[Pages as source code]
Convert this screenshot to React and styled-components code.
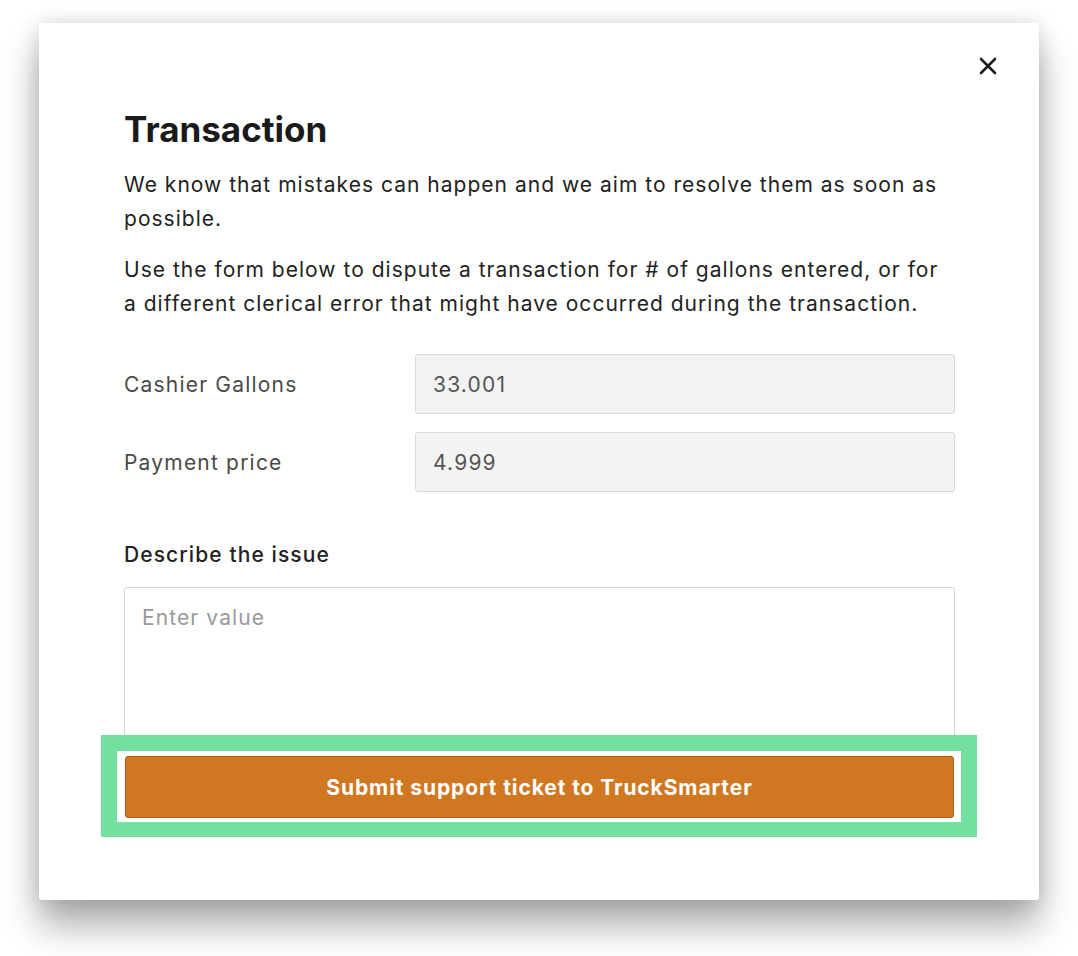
import React from "react";
import styled, { createGlobalStyle } from "styled-components";

const GlobalStyle = createGlobalStyle`
  html, body {
    margin: 0;
    padding: 0;
    background: #ffffff;
  }
  body {
    font-family: Inter, "Noto Sans", sans-serif;
    -webkit-font-smoothing: antialiased;
  }
`;

const App = () => {
  return (
    <>
      <GlobalStyle />
      <Page>
        <Modal>
          <CloseButton aria-label="Close">
            <svg width="20" height="20" viewBox="0 0 20 20">
              <path
                d="M3 3 L17 17 M17 3 L3 17"
                stroke="#1c1c1c"
                strokeWidth="2.6"
                strokeLinecap="round"
              />
            </svg>
          </CloseButton>

          <Title>Transaction</Title>
          <Paragraph>
            We know that mistakes can happen and we aim to resolve them as soon
            as possible.
          </Paragraph>
          <Paragraph>
            Use the form below to dispute a transaction for # of gallons
            entered, or for a different clerical error that might have occurred
            during the transaction.
          </Paragraph>

          <Fields>
            <FieldRow>
              <FieldLabel>Cashier Gallons</FieldLabel>
              <ReadOnlyInput value="33.001" readOnly />
            </FieldRow>
            <FieldRow>
              <FieldLabel>Payment price</FieldLabel>
              <ReadOnlyInput value="4.999" readOnly />
            </FieldRow>
          </Fields>

          <IssueLabel>Describe the issue</IssueLabel>
          <IssueInput placeholder="Enter value" />

          {/* green annotation around the submit button */}
          <Highlight>
            <SubmitButton>Submit support ticket to TruckSmarter</SubmitButton>
          </Highlight>
        </Modal>
      </Page>
    </>
  );
};

// Styled Components
const Page = styled.div`
  width: 1078px;
  height: 956px;
  padding: 23px 0 0 39px;
  box-sizing: border-box;
  overflow: hidden;
`;

const Modal = styled.div`
  position: relative;
  width: 1000px;
  height: 877px;
  box-sizing: border-box;
  padding: 86px 84px 0 85px;
  background: #ffffff;
  border-radius: 3px;
  box-shadow: 0 26px 36px rgba(0, 0, 0, 0.32), 0 0 22px rgba(0, 0, 0, 0.14);
  display: flex;
  flex-direction: column;
`;

const CloseButton = styled.button`
  position: absolute;
  top: 33px;
  right: 41px;
  width: 20px;
  height: 20px;
  padding: 0;
  border: none;
  background: none;
  display: flex;
`;

const Title = styled.h1`
  margin: 0 0 19px;
  font-size: 35px;
  line-height: 40px;
  font-weight: 700;
  color: #1a1a1a;
`;

const Paragraph = styled.p`
  margin: 0 0 17px;
  font-size: 21px;
  line-height: 34px;
  letter-spacing: 1.02px;
  color: #222222;
`;

const Fields = styled.div`
  display: flex;
  flex-direction: column;
  gap: 18px;
  margin-top: 16px;
`;

const FieldRow = styled.div`
  display: grid;
  grid-template-columns: 291px 1fr;
  align-items: center;
`;

const FieldLabel = styled.label`
  font-size: 21px;
  letter-spacing: 1.2px;
  color: #4a4a4a;
`;

const ReadOnlyInput = styled.input`
  height: 60px;
  box-sizing: border-box;
  padding: 0 17px;
  border: 1.5px solid #d9d9d9;
  border-radius: 3px;
  background: #f3f3f3;
  font-family: inherit;
  font-size: 21px;
  letter-spacing: 1.2px;
  color: #555555;
  outline: none;
`;

const IssueLabel = styled.div`
  margin-top: 50px;
  font-size: 21px;
  font-weight: 500;
  letter-spacing: 1.1px;
  color: #222222;
`;

const IssueInput = styled.textarea`
  margin-top: 20px;
  height: 160px;
  box-sizing: border-box;
  padding: 17px 17px;
  border: 1.5px solid #d4d4d4;
  border-radius: 3px;
  background: #ffffff;
  font-family: inherit;
  font-size: 21px;
  letter-spacing: 1.1px;
  resize: none;
  outline: none;

  &::placeholder {
    color: #9a9a9a;
  }
`;

const Highlight = styled.div`
  position: relative;
  margin: -12px -22px 0 -23px;
  padding: 5px 7px 4px 8px;
  border: 16px solid #74e0a0;
  border-bottom-width: 15px;
  background: #ffffff;
`;

const SubmitButton = styled.button`
  width: 100%;
  height: 62px;
  border: 1.5px solid #b25a14;
  border-radius: 3px;
  background: #d07722;
  color: #ffffff;
  font-family: inherit;
  font-size: 21px;
  font-weight: 700;
  letter-spacing: 0.9px;
  cursor: pointer;
`;

export default App;
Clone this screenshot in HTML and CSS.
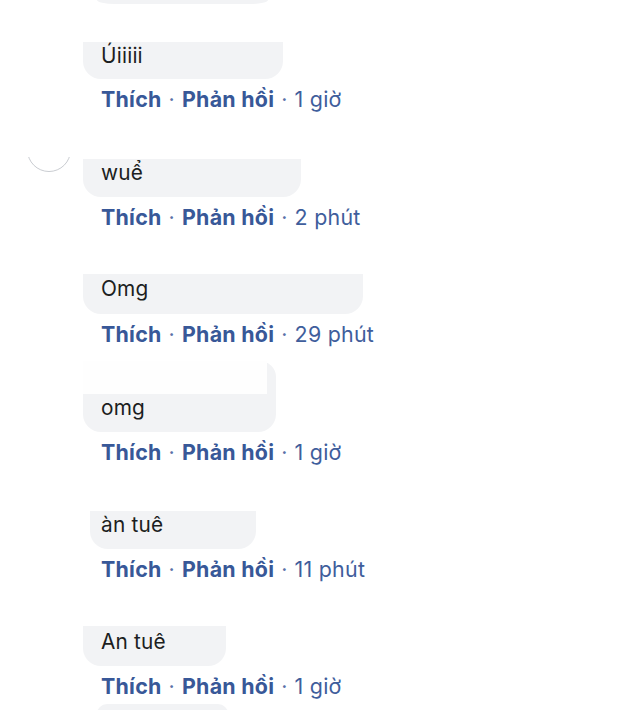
FILE: index.html
```html
<!DOCTYPE html>
<html lang="vi">
<head>
<meta charset="utf-8">
<title>Bình luận</title>
<link rel="stylesheet" href="styles.css">
</head>
<body>
<div class="feed">
  <div class="sliver"></div>

  <div class="comment c1">
    <div class="side"></div>
    <div class="body">
      <div class="bubble">Úiiiii</div>
      <div class="actions"><span class="act">Thích</span><span class="sep">·</span><span class="act">Phản hồi</span><span class="sep">·</span><span class="time">1 giờ</span></div>
    </div>
  </div>

  <div class="comment c2">
    <div class="side"><div class="avatar-clip"><div class="avatar"></div></div></div>
    <div class="body">
      <div class="bubble">wuể</div>
      <div class="actions"><span class="act">Thích</span><span class="sep">·</span><span class="act">Phản hồi</span><span class="sep">·</span><span class="time">2 phút</span></div>
    </div>
  </div>

  <div class="comment c3">
    <div class="side"></div>
    <div class="body">
      <div class="bubble">Omg</div>
      <div class="actions"><span class="act">Thích</span><span class="sep">·</span><span class="act">Phản hồi</span><span class="sep">·</span><span class="time">29 phút</span></div>
    </div>
  </div>

  <div class="comment c4">
    <div class="side"></div>
    <div class="body">
      <div class="bubble">omg</div>
      <div class="actions"><span class="act">Thích</span><span class="sep">·</span><span class="act">Phản hồi</span><span class="sep">·</span><span class="time">1 giờ</span></div>
    </div>
  </div>

  <div class="comment c5">
    <div class="side"></div>
    <div class="body">
      <div class="bubble">àn tuê</div>
      <div class="actions"><span class="act">Thích</span><span class="sep">·</span><span class="act">Phản hồi</span><span class="sep">·</span><span class="time">11 phút</span></div>
    </div>
  </div>

  <div class="comment c6">
    <div class="side"></div>
    <div class="body">
      <div class="bubble">An tuê</div>
      <div class="actions"><span class="act">Thích</span><span class="sep">·</span><span class="act">Phản hồi</span><span class="sep">·</span><span class="time">1 giờ</span></div>
    </div>
  </div>

  <div class="next-bubble"></div>
</div>
</body>
</html>
```

FILE: styles.css
```css
html, body {
  margin: 0;
  padding: 0;
  background: #ffffff;
  height: 710px;
  overflow: hidden;
}

.feed {
  font-family: Inter, "Liberation Sans", Arial, sans-serif;
  color: #1c1e21;
}

.sliver {
  margin-left: 97px;
  width: 171px;
  height: 4px;
  background: #f2f3f5;
  border-radius: 0 0 18px 18px / 0 0 4px 4px;
  margin-bottom: 38px;
}

.comment {
  display: grid;
  grid-template-columns: 83px auto;
  margin-bottom: 47.6px;
}

.body {
  display: flex;
  flex-direction: column;
  align-items: flex-start;
}

.bubble {
  position: relative;
  box-sizing: border-box;
  height: 38px;
  padding: 2px 18px 12px 18px;
  font-size: 20.8px;
  line-height: 24px;
  letter-spacing: 0.2px;
  background: #f2f3f5;
  border-radius: 0 0 18px 18px;
  white-space: nowrap;
}

.actions {
  margin-top: 8px;
  margin-left: 18px;
  font-size: 21.4px;
  line-height: 24px;
  color: #3b5998;
  white-space: nowrap;
  letter-spacing: 0.25px;
}

.act {
  font-weight: 700;
  color: #385898;
}

.sep {
  margin: 0 7px;
  color: #5b72a8;
}

.time {
  color: #3f5e9c;
}

/* per-comment bubble shapes */
.c1 .bubble { width: 200px; height: 37px; }
.c2 .bubble { width: 218px; }
.c3 .bubble { width: 280px; height: 40px; margin-top: -2px; padding-top: 3px; }
.c4 .bubble {
  width: 193px;
  height: 71px;
  margin-top: -33px;
  padding-top: 35px;
  border-radius: 0 16px 18px 18px;
}
.c4 .bubble::before {
  content: "";
  position: absolute;
  top: 0;
  left: 0;
  width: 184px;
  height: 33px;
  background: #fefefe;
}
.c5 .bubble {
  width: 166px;
  margin-left: 7px;
  padding-left: 11px;
}
.c6 .bubble { width: 143px; height: 40px; margin-top: -3px; padding-top: 4px; }
.c6 { margin-bottom: 6px; }

.avatar-clip {
  margin-left: 27px;
  margin-top: -2px;
  width: 44px;
  height: 15px;
  overflow: hidden;
}

.avatar {
  box-sizing: border-box;
  width: 44px;
  height: 44px;
  margin-top: -29px;
  border-radius: 50%;
  border: 1.5px solid #c9ccd1;
  background: #ffffff;
}

.next-bubble {
  margin-left: 97px;
  width: 131px;
  height: 10px;
  background: #f2f3f5;
  border-radius: 18px 18px 0 0;
}
```
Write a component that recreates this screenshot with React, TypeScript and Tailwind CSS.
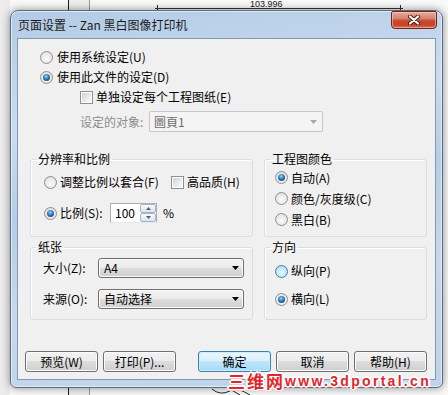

## [Problem description]
Identify the lines in the records above that contain the word "this", then state how many there are and nothing more.

## [Full answer]
3